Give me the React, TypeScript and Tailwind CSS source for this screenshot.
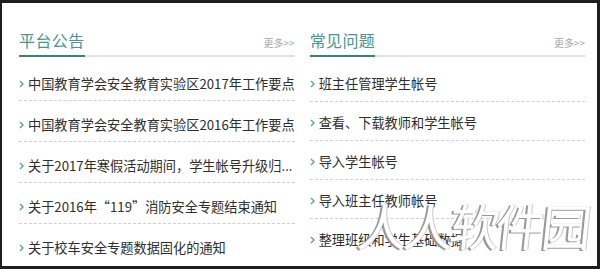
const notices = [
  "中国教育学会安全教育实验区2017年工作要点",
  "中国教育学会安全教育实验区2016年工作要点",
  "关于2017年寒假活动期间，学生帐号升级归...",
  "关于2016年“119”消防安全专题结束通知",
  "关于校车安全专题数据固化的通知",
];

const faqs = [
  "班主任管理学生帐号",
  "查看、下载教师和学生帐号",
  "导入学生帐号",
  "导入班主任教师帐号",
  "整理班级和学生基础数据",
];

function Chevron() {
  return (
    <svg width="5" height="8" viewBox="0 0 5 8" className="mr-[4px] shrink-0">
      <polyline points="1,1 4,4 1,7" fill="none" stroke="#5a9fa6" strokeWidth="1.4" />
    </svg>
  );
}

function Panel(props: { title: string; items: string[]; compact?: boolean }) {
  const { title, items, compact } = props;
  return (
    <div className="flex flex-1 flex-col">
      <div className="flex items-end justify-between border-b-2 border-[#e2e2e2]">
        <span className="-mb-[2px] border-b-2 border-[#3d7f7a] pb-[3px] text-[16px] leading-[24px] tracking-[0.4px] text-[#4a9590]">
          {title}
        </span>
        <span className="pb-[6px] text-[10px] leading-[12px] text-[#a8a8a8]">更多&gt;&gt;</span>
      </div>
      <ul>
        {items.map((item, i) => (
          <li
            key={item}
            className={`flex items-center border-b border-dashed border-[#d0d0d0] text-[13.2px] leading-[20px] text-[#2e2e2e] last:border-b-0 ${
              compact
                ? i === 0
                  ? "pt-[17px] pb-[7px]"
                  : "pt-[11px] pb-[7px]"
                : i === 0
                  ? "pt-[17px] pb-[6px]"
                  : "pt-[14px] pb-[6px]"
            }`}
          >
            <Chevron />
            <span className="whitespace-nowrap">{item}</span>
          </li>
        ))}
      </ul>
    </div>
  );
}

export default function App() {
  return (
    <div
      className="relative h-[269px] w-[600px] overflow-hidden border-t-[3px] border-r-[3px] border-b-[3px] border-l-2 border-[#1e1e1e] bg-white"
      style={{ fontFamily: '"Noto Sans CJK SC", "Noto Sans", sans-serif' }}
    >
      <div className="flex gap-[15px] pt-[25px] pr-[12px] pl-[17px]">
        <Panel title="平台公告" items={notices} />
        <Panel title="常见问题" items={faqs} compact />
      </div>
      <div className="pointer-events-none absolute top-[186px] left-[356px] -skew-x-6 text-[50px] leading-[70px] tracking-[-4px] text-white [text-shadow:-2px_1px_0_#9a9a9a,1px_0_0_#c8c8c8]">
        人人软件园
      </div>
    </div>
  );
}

☆ ☆ ☆ ☆

WHAT TO PRODUCE: Images should not appear in the copy; retype the listing above exactly.

RESPONSE TO THE EXERCISE:
Give me the React, TypeScript and Tailwind CSS source for this screenshot.
const notices = [
  "中国教育学会安全教育实验区2017年工作要点",
  "中国教育学会安全教育实验区2016年工作要点",
  "关于2017年寒假活动期间，学生帐号升级归...",
  "关于2016年“119”消防安全专题结束通知",
  "关于校车安全专题数据固化的通知",
];

const faqs = [
  "班主任管理学生帐号",
  "查看、下载教师和学生帐号",
  "导入学生帐号",
  "导入班主任教师帐号",
  "整理班级和学生基础数据",
];

function Chevron() {
  return (
    <svg width="5" height="8" viewBox="0 0 5 8" className="mr-[4px] shrink-0">
      <polyline points="1,1 4,4 1,7" fill="none" stroke="#5a9fa6" strokeWidth="1.4" />
    </svg>
  );
}

function Panel(props: { title: string; items: string[]; compact?: boolean }) {
  const { title, items, compact } = props;
  return (
    <div className="flex flex-1 flex-col">
      <div className="flex items-end justify-between border-b-2 border-[#e2e2e2]">
        <span className="-mb-[2px] border-b-2 border-[#3d7f7a] pb-[3px] text-[16px] leading-[24px] tracking-[0.4px] text-[#4a9590]">
          {title}
        </span>
        <span className="pb-[6px] text-[10px] leading-[12px] text-[#a8a8a8]">更多&gt;&gt;</span>
      </div>
      <ul>
        {items.map((item, i) => (
          <li
            key={item}
            className={`flex items-center border-b border-dashed border-[#d0d0d0] text-[13.2px] leading-[20px] text-[#2e2e2e] last:border-b-0 ${
              compact
                ? i === 0
                  ? "pt-[17px] pb-[7px]"
                  : "pt-[11px] pb-[7px]"
                : i === 0
                  ? "pt-[17px] pb-[6px]"
                  : "pt-[14px] pb-[6px]"
            }`}
          >
            <Chevron />
            <span className="whitespace-nowrap">{item}</span>
          </li>
        ))}
      </ul>
    </div>
  );
}

export default function App() {
  return (
    <div
      className="relative h-[269px] w-[600px] overflow-hidden border-t-[3px] border-r-[3px] border-b-[3px] border-l-2 border-[#1e1e1e] bg-white"
      style={{ fontFamily: '"Noto Sans CJK SC", "Noto Sans", sans-serif' }}
    >
      <div className="flex gap-[15px] pt-[25px] pr-[12px] pl-[17px]">
        <Panel title="平台公告" items={notices} />
        <Panel title="常见问题" items={faqs} compact />
      </div>
      <div className="pointer-events-none absolute top-[186px] left-[356px] -skew-x-6 text-[50px] leading-[70px] tracking-[-4px] text-white [text-shadow:-2px_1px_0_#9a9a9a,1px_0_0_#c8c8c8]">
        人人软件园
      </div>
    </div>
  );
}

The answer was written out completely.